_Exercise_: Identify every line in the records below that contains the word "this", and copy each of those lines.

_Provided material_:

+++

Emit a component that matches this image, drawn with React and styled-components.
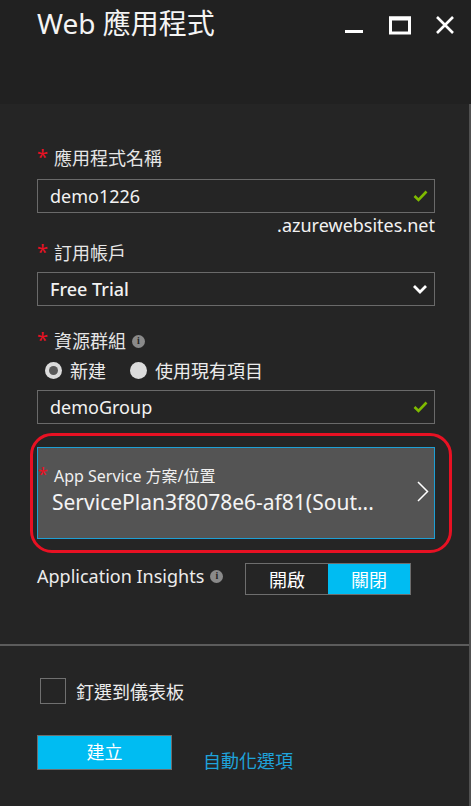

+++

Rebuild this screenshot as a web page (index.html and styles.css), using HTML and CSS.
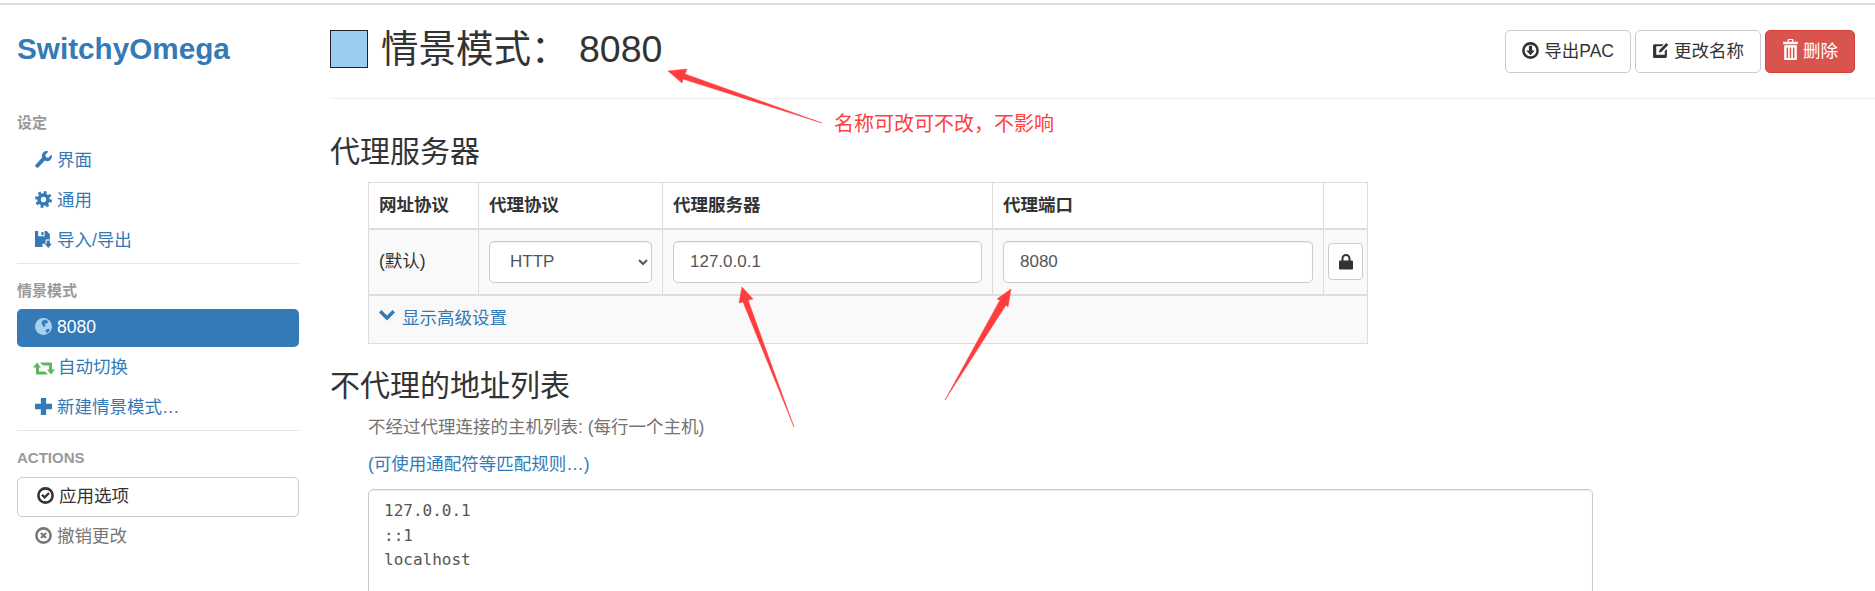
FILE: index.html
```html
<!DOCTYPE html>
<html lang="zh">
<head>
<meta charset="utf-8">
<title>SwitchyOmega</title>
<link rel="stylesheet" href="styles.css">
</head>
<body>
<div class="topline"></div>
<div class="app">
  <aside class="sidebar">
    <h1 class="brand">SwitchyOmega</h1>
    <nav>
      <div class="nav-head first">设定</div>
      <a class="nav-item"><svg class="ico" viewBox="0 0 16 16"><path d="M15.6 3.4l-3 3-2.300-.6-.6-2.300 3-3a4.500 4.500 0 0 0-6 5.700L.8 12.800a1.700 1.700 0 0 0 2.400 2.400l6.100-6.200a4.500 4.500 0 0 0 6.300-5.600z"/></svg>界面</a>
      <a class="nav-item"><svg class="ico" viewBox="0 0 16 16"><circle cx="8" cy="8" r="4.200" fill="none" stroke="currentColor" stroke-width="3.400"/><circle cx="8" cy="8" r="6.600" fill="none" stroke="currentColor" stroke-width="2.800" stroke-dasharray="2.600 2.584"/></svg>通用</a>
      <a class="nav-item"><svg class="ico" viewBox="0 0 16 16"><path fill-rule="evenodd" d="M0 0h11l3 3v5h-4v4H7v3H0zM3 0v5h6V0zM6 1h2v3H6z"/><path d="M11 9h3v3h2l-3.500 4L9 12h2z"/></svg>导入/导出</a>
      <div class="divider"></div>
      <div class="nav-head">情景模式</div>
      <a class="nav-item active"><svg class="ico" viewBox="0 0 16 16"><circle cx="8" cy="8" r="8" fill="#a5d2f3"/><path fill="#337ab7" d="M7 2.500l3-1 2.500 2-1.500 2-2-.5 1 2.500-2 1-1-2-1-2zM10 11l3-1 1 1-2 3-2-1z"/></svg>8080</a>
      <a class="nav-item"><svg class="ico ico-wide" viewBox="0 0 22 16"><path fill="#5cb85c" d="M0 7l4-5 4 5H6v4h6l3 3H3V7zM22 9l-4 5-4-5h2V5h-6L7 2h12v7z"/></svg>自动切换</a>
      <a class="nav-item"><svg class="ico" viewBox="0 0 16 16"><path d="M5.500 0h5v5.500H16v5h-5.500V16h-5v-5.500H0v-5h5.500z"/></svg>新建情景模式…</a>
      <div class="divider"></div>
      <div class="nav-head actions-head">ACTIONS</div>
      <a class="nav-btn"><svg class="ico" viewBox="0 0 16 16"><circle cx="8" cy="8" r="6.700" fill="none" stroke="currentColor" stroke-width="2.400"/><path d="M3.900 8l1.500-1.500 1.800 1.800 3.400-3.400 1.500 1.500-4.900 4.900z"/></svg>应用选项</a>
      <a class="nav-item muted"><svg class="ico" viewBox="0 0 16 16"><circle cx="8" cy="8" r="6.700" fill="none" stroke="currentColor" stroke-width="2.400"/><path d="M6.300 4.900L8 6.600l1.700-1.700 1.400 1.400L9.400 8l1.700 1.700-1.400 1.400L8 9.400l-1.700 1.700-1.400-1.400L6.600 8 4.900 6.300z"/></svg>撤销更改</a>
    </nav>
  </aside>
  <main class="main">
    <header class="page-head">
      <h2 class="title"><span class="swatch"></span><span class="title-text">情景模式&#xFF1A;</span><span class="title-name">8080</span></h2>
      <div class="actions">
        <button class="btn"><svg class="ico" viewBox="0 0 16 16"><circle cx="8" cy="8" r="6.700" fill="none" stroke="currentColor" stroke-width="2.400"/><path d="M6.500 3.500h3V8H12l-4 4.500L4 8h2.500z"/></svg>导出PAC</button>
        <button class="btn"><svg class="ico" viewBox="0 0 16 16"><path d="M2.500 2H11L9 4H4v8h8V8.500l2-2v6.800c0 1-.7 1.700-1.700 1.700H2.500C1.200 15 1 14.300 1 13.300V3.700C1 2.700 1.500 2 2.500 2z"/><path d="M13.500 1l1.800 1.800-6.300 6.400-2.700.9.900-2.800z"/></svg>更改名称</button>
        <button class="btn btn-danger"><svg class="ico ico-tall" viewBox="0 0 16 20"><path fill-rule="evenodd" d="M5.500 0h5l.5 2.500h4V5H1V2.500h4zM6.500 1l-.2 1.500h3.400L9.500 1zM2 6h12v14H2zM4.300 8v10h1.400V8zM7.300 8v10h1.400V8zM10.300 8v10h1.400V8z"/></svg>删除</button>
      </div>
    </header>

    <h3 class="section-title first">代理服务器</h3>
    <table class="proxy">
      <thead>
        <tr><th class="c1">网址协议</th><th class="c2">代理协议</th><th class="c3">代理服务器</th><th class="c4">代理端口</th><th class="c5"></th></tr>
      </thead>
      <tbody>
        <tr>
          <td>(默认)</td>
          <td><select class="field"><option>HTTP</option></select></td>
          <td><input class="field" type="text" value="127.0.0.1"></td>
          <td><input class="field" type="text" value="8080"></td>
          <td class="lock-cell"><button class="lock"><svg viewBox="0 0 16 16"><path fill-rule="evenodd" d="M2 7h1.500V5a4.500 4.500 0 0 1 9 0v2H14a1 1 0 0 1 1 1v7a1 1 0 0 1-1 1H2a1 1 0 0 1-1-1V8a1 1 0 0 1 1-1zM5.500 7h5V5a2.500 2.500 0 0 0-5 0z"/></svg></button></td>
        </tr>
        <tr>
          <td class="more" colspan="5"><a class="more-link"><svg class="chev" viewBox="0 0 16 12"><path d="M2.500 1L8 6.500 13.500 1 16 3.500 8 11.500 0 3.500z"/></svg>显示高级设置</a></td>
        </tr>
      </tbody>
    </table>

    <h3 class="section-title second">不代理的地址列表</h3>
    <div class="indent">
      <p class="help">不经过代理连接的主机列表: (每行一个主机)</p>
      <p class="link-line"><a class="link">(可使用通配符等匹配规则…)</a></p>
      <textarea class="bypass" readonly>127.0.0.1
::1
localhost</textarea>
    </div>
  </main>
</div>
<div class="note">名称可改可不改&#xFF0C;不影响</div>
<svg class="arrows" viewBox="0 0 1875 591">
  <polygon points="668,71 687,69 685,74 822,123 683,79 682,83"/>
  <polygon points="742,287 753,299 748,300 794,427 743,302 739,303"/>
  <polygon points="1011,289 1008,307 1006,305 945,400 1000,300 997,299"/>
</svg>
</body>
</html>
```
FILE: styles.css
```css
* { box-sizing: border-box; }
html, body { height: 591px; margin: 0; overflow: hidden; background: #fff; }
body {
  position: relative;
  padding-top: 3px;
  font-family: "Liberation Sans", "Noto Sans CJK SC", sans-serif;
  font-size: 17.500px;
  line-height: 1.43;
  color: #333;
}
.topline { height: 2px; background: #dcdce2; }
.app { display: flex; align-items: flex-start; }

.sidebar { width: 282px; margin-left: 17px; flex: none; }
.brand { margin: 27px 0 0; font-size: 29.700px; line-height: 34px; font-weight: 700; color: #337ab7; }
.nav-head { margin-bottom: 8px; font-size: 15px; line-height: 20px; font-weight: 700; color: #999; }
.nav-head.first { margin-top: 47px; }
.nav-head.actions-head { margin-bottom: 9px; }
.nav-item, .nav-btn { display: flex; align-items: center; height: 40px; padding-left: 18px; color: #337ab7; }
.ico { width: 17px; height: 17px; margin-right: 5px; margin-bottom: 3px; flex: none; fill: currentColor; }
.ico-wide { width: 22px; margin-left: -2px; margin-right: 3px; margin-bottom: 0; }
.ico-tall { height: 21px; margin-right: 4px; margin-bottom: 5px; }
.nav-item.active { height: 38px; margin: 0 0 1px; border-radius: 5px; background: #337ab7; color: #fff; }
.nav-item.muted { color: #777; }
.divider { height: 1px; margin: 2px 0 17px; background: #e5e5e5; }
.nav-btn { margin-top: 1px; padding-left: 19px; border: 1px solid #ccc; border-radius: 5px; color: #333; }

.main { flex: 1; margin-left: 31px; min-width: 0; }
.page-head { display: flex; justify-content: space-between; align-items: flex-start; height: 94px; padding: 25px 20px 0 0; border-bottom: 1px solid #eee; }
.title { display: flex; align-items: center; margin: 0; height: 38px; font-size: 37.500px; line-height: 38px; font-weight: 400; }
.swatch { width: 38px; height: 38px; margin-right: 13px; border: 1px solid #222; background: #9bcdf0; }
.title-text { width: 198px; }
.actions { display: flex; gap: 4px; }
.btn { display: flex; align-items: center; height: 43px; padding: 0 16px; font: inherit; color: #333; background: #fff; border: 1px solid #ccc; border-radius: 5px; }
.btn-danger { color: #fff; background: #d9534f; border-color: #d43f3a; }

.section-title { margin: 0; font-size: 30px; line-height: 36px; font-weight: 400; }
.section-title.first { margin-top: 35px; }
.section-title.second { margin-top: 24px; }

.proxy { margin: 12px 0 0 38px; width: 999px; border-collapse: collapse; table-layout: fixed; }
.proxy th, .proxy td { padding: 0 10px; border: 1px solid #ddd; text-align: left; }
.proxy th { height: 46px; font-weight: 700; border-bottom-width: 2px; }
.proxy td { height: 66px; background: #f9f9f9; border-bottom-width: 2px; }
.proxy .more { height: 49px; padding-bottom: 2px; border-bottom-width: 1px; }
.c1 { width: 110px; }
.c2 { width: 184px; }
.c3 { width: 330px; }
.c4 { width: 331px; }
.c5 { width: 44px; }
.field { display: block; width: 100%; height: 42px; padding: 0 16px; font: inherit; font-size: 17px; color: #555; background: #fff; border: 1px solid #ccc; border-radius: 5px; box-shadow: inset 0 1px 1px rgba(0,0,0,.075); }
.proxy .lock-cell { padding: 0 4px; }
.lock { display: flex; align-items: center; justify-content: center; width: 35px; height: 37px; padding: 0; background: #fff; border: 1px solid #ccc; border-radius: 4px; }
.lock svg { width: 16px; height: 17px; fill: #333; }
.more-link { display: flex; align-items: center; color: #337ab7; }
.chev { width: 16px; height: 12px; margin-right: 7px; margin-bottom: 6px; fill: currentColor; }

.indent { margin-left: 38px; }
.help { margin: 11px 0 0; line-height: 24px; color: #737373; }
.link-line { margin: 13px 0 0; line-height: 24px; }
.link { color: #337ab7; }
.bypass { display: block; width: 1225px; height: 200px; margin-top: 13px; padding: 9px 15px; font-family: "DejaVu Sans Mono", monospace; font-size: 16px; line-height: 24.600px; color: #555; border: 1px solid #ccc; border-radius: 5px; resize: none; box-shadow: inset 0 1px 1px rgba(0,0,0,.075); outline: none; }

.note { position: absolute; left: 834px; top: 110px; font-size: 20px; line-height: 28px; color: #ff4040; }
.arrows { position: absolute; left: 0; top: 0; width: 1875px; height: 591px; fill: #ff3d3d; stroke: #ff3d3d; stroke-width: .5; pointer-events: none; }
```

+++

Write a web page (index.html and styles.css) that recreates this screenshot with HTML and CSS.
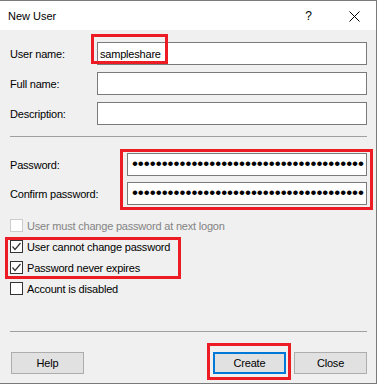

+++

_Written solution_:
Emit a component that matches this image, drawn with React and styled-components.
Rebuild this screenshot as a web page (index.html and styles.css), using HTML and CSS.
Write a web page (index.html and styles.css) that recreates this screenshot with HTML and CSS.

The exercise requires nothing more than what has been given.